Request → Lines containing the string "Tailwind" are to be counted; report the total by itself.

+ + + +

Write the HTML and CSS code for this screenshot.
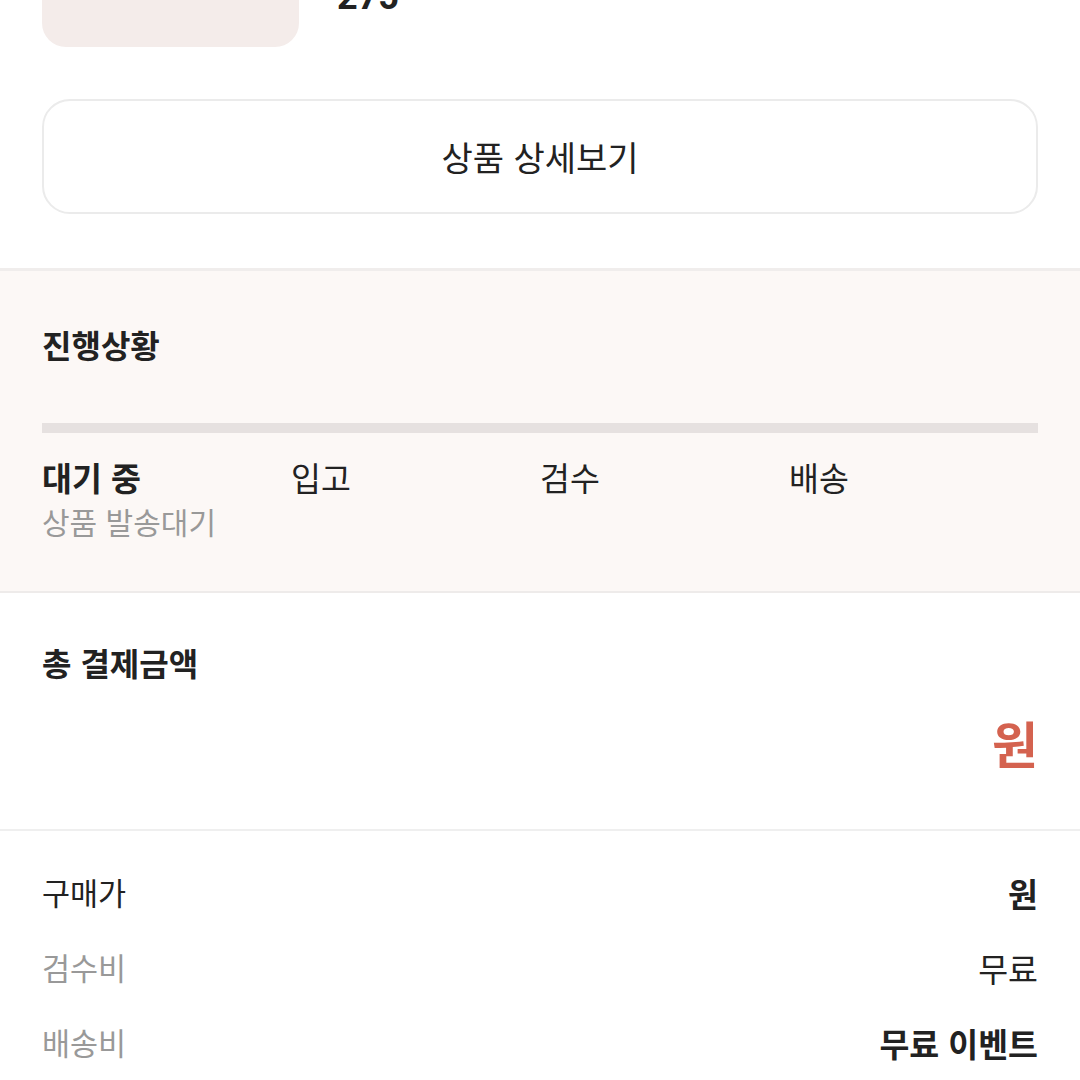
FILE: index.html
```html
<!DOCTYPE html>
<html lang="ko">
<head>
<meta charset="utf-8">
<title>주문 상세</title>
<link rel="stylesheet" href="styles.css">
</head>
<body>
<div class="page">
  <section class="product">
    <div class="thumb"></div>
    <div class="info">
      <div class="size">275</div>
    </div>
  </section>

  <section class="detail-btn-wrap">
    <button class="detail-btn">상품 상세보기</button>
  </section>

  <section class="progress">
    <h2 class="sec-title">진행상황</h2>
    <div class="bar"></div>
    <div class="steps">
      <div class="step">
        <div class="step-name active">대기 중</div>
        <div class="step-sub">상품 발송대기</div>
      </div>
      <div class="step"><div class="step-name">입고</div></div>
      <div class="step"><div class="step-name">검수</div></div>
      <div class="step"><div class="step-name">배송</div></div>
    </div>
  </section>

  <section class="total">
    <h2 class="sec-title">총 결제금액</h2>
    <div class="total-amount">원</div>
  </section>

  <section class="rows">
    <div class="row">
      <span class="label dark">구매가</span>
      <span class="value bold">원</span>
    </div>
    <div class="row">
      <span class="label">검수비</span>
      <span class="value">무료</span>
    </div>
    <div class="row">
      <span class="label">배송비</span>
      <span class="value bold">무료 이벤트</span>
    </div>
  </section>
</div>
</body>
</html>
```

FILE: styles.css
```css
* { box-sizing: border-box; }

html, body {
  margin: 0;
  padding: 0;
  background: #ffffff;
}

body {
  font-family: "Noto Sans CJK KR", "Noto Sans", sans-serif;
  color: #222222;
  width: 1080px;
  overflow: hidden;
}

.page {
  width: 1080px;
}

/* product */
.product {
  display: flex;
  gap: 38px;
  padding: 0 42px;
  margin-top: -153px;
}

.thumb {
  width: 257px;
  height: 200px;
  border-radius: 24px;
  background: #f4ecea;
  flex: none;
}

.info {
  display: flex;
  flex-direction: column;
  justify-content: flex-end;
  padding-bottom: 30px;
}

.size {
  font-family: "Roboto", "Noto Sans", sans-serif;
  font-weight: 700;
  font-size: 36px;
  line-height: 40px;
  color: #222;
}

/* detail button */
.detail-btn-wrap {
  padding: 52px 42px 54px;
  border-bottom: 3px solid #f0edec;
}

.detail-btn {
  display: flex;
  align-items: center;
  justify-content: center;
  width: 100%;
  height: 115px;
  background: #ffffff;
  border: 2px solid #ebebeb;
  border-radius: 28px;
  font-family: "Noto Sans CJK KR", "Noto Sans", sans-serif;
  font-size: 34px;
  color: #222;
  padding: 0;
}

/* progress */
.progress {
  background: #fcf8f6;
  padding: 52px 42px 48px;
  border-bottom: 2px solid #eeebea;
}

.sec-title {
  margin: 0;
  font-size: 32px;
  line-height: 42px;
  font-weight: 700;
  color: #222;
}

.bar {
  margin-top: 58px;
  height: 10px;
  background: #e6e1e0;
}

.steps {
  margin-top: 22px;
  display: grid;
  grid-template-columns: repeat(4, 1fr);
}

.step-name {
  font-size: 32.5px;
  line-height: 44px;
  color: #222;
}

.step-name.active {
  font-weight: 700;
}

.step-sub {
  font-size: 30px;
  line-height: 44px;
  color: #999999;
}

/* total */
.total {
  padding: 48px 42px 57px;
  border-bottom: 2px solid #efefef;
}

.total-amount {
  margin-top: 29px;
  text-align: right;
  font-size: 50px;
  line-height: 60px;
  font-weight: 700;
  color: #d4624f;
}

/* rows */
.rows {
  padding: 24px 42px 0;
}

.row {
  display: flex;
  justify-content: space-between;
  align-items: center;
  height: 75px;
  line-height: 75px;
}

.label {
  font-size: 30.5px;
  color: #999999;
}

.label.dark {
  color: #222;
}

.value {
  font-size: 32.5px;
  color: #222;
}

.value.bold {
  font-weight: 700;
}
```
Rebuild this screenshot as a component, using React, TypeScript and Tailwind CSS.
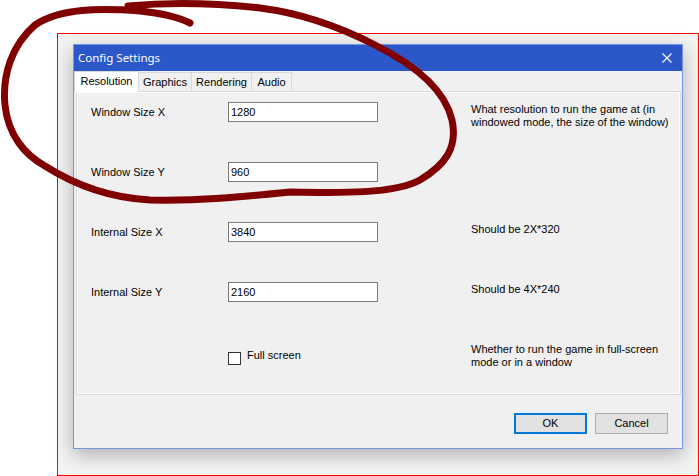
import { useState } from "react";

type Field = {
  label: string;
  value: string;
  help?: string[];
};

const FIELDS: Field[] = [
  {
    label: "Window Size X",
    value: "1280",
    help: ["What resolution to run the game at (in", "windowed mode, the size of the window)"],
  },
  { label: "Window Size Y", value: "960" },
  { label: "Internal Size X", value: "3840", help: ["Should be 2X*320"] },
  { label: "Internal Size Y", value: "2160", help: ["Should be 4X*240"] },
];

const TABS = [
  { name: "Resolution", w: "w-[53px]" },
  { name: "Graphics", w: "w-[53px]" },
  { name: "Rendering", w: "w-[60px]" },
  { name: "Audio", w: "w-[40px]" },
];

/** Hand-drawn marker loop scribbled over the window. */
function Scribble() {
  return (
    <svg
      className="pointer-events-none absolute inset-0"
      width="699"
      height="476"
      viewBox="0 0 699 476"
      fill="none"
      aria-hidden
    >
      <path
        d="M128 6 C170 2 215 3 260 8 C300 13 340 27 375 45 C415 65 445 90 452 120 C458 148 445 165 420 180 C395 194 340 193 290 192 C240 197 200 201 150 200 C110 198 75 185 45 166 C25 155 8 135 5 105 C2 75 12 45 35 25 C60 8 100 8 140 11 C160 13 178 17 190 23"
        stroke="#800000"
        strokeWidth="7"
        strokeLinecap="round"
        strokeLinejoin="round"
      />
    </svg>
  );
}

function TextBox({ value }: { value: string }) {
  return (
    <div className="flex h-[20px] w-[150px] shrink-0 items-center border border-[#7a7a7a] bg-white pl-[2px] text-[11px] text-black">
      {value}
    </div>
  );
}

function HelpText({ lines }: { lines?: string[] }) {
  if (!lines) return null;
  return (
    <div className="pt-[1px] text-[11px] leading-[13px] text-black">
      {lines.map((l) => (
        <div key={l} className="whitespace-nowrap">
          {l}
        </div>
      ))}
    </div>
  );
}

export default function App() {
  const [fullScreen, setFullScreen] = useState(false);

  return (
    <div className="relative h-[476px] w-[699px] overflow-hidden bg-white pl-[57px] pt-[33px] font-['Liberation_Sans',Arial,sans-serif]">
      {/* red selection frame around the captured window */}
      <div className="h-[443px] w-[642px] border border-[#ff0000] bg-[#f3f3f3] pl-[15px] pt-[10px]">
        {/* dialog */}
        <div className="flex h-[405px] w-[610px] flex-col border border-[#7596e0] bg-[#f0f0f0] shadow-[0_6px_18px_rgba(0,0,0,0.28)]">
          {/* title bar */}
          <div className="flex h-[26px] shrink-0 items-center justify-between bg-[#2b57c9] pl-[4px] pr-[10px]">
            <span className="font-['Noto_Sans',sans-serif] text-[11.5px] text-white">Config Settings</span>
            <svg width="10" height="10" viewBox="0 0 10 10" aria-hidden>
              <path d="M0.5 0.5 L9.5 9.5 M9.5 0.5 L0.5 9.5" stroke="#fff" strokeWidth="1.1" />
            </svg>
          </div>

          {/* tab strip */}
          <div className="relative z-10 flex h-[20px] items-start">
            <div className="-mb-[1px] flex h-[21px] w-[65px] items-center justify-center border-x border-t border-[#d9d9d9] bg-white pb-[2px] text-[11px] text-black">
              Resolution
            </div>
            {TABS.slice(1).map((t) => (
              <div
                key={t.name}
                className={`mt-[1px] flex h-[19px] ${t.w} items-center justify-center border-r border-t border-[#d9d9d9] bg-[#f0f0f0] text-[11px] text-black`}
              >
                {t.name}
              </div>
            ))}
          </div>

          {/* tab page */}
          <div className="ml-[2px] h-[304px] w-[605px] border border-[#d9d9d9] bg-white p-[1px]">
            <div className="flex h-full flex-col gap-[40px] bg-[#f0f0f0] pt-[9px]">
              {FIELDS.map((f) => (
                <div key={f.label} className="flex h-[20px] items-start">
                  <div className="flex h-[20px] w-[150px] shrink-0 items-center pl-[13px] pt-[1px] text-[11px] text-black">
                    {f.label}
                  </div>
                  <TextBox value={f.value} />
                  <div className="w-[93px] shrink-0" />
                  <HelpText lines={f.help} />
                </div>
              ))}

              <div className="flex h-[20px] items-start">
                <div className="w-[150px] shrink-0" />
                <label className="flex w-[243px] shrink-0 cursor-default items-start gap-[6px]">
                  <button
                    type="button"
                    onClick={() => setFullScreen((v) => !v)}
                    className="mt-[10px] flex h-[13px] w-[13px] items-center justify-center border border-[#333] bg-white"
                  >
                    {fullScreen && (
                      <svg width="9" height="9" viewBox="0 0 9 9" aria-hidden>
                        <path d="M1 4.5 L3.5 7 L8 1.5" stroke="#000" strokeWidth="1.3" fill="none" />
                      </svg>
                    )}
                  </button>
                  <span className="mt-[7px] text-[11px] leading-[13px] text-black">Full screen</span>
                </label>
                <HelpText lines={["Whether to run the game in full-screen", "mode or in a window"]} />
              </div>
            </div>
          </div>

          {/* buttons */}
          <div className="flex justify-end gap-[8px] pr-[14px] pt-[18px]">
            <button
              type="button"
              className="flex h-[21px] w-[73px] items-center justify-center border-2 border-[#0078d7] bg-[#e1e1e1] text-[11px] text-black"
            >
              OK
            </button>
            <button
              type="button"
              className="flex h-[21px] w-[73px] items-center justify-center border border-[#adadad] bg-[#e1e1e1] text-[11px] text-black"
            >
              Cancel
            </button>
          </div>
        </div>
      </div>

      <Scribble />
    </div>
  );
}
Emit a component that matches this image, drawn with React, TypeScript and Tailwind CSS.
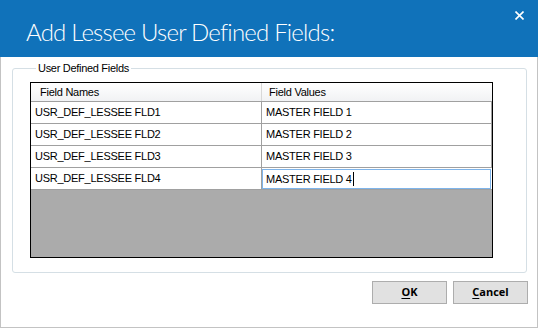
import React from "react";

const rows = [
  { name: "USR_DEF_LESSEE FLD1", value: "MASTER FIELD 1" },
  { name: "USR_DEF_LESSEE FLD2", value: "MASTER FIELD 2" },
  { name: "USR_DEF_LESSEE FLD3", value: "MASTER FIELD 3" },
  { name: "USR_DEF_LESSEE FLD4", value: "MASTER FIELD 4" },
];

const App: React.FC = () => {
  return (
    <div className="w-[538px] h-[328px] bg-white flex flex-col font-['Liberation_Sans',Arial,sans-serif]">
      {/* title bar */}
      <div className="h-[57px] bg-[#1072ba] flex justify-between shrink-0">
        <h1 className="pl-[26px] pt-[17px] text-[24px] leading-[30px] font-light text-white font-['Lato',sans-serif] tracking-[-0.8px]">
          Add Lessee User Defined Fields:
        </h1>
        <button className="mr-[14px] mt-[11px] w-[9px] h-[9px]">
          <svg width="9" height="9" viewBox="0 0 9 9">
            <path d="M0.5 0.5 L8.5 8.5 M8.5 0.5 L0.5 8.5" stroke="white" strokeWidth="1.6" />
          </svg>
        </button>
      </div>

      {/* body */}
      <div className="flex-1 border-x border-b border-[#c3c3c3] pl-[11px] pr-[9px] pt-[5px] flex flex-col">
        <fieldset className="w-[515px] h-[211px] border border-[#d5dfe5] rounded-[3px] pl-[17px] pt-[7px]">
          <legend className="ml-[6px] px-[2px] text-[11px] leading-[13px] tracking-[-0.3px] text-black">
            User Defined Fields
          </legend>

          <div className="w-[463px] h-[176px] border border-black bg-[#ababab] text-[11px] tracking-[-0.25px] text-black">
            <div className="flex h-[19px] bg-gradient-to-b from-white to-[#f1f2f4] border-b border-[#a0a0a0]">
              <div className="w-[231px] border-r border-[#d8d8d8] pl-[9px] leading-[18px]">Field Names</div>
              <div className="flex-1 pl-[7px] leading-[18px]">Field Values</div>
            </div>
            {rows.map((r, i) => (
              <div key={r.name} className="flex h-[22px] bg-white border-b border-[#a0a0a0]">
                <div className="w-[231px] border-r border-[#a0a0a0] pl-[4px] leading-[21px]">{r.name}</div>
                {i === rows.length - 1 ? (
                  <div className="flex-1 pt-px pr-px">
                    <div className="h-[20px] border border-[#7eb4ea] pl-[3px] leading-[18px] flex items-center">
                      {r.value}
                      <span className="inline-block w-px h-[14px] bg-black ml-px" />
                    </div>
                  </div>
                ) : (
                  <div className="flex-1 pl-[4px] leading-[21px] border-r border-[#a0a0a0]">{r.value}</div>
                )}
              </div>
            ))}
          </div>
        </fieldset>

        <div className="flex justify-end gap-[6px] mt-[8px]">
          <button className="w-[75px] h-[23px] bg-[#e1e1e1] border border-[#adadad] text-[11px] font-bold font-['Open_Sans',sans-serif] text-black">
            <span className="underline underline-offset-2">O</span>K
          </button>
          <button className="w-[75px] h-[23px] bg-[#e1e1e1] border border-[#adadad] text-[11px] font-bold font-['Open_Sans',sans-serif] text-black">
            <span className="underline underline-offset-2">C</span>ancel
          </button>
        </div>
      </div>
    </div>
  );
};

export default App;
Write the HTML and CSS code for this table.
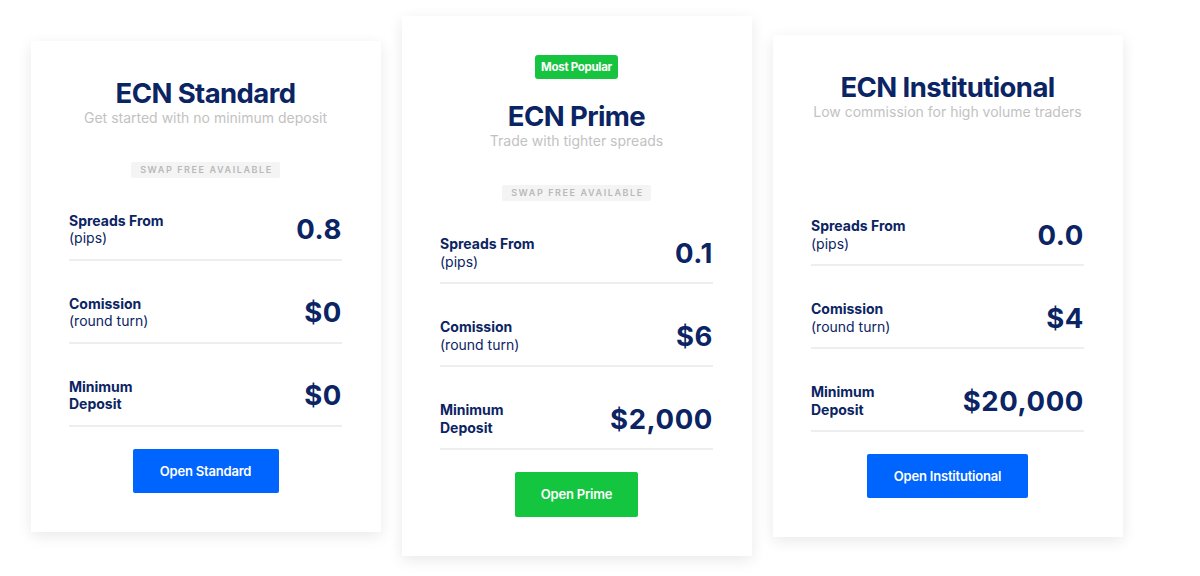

+ + + +

Result of this task → 2